■ Requirements: Write out the whole listing word for word.

● ● ● ● ●

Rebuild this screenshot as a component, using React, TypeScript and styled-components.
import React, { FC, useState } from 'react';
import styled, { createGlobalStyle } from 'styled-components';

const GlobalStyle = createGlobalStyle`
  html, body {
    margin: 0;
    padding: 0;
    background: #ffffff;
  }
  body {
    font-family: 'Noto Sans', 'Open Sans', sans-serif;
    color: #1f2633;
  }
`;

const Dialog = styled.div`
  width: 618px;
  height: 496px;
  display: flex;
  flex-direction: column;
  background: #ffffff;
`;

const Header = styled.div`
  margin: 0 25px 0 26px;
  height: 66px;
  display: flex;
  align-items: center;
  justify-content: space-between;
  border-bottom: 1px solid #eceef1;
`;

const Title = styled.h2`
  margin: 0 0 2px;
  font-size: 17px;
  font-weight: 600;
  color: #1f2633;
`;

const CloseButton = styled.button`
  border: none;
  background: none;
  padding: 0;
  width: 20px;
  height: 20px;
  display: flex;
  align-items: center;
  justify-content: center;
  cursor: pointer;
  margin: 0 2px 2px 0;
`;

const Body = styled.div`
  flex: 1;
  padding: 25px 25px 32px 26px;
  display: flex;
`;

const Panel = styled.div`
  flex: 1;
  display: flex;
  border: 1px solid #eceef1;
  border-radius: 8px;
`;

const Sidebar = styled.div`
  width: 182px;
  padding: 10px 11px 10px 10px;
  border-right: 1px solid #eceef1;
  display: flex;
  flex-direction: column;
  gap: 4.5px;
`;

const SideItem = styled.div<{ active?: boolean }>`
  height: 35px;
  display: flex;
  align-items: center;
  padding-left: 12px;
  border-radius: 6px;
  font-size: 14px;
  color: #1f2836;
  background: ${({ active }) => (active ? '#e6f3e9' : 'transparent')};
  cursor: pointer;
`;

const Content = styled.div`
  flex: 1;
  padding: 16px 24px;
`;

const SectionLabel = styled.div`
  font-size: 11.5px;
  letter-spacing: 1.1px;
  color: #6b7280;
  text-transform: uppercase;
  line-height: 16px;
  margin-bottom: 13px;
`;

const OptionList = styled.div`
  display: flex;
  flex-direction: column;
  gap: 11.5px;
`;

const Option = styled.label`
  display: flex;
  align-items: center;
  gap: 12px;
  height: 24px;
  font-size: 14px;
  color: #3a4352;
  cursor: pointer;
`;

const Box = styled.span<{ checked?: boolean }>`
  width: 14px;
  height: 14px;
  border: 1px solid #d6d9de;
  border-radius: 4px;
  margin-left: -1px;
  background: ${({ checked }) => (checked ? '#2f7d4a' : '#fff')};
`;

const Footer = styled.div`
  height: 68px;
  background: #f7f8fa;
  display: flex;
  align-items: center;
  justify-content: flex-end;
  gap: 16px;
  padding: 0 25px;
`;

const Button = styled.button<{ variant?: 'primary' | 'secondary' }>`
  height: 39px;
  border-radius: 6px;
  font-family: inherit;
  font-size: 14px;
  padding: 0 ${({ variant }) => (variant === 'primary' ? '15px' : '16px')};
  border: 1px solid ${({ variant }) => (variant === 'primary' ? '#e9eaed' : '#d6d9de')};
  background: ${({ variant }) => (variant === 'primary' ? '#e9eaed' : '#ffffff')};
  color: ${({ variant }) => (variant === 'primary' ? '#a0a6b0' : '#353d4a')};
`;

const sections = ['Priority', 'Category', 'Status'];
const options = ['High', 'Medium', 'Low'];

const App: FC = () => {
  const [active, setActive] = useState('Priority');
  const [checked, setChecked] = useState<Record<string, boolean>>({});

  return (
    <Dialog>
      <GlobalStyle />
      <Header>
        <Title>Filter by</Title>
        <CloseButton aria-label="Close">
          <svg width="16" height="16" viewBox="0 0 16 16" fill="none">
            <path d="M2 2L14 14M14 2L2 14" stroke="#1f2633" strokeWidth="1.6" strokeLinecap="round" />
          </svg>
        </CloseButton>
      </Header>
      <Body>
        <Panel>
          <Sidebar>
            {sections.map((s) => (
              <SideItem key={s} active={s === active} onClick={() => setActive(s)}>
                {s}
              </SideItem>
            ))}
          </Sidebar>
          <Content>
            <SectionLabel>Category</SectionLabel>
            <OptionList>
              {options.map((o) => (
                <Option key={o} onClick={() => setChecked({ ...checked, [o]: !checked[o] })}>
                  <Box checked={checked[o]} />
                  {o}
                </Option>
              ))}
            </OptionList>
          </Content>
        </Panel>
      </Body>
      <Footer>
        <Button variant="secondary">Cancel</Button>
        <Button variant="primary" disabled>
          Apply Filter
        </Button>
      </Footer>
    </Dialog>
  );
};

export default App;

● ● ● ● ●

■ The result:
Rebuild this screenshot as a component, using React, TypeScript and styled-components.
import React, { FC, useState } from 'react';
import styled, { createGlobalStyle } from 'styled-components';

const GlobalStyle = createGlobalStyle`
  html, body {
    margin: 0;
    padding: 0;
    background: #ffffff;
  }
  body {
    font-family: 'Noto Sans', 'Open Sans', sans-serif;
    color: #1f2633;
  }
`;

const Dialog = styled.div`
  width: 618px;
  height: 496px;
  display: flex;
  flex-direction: column;
  background: #ffffff;
`;

const Header = styled.div`
  margin: 0 25px 0 26px;
  height: 66px;
  display: flex;
  align-items: center;
  justify-content: space-between;
  border-bottom: 1px solid #eceef1;
`;

const Title = styled.h2`
  margin: 0 0 2px;
  font-size: 17px;
  font-weight: 600;
  color: #1f2633;
`;

const CloseButton = styled.button`
  border: none;
  background: none;
  padding: 0;
  width: 20px;
  height: 20px;
  display: flex;
  align-items: center;
  justify-content: center;
  cursor: pointer;
  margin: 0 2px 2px 0;
`;

const Body = styled.div`
  flex: 1;
  padding: 25px 25px 32px 26px;
  display: flex;
`;

const Panel = styled.div`
  flex: 1;
  display: flex;
  border: 1px solid #eceef1;
  border-radius: 8px;
`;

const Sidebar = styled.div`
  width: 182px;
  padding: 10px 11px 10px 10px;
  border-right: 1px solid #eceef1;
  display: flex;
  flex-direction: column;
  gap: 4.5px;
`;

const SideItem = styled.div<{ active?: boolean }>`
  height: 35px;
  display: flex;
  align-items: center;
  padding-left: 12px;
  border-radius: 6px;
  font-size: 14px;
  color: #1f2836;
  background: ${({ active }) => (active ? '#e6f3e9' : 'transparent')};
  cursor: pointer;
`;

const Content = styled.div`
  flex: 1;
  padding: 16px 24px;
`;

const SectionLabel = styled.div`
  font-size: 11.5px;
  letter-spacing: 1.1px;
  color: #6b7280;
  text-transform: uppercase;
  line-height: 16px;
  margin-bottom: 13px;
`;

const OptionList = styled.div`
  display: flex;
  flex-direction: column;
  gap: 11.5px;
`;

const Option = styled.label`
  display: flex;
  align-items: center;
  gap: 12px;
  height: 24px;
  font-size: 14px;
  color: #3a4352;
  cursor: pointer;
`;

const Box = styled.span<{ checked?: boolean }>`
  width: 14px;
  height: 14px;
  border: 1px solid #d6d9de;
  border-radius: 4px;
  margin-left: -1px;
  background: ${({ checked }) => (checked ? '#2f7d4a' : '#fff')};
`;

const Footer = styled.div`
  height: 68px;
  background: #f7f8fa;
  display: flex;
  align-items: center;
  justify-content: flex-end;
  gap: 16px;
  padding: 0 25px;
`;

const Button = styled.button<{ variant?: 'primary' | 'secondary' }>`
  height: 39px;
  border-radius: 6px;
  font-family: inherit;
  font-size: 14px;
  padding: 0 ${({ variant }) => (variant === 'primary' ? '15px' : '16px')};
  border: 1px solid ${({ variant }) => (variant === 'primary' ? '#e9eaed' : '#d6d9de')};
  background: ${({ variant }) => (variant === 'primary' ? '#e9eaed' : '#ffffff')};
  color: ${({ variant }) => (variant === 'primary' ? '#a0a6b0' : '#353d4a')};
`;

const sections = ['Priority', 'Category', 'Status'];
const options = ['High', 'Medium', 'Low'];

const App: FC = () => {
  const [active, setActive] = useState('Priority');
  const [checked, setChecked] = useState<Record<string, boolean>>({});

  return (
    <Dialog>
      <GlobalStyle />
      <Header>
        <Title>Filter by</Title>
        <CloseButton aria-label="Close">
          <svg width="16" height="16" viewBox="0 0 16 16" fill="none">
            <path d="M2 2L14 14M14 2L2 14" stroke="#1f2633" strokeWidth="1.6" strokeLinecap="round" />
          </svg>
        </CloseButton>
      </Header>
      <Body>
        <Panel>
          <Sidebar>
            {sections.map((s) => (
              <SideItem key={s} active={s === active} onClick={() => setActive(s)}>
                {s}
              </SideItem>
            ))}
          </Sidebar>
          <Content>
            <SectionLabel>Category</SectionLabel>
            <OptionList>
              {options.map((o) => (
                <Option key={o} onClick={() => setChecked({ ...checked, [o]: !checked[o] })}>
                  <Box checked={checked[o]} />
                  {o}
                </Option>
              ))}
            </OptionList>
          </Content>
        </Panel>
      </Body>
      <Footer>
        <Button variant="secondary">Cancel</Button>
        <Button variant="primary" disabled>
          Apply Filter
        </Button>
      </Footer>
    </Dialog>
  );
};

export default App;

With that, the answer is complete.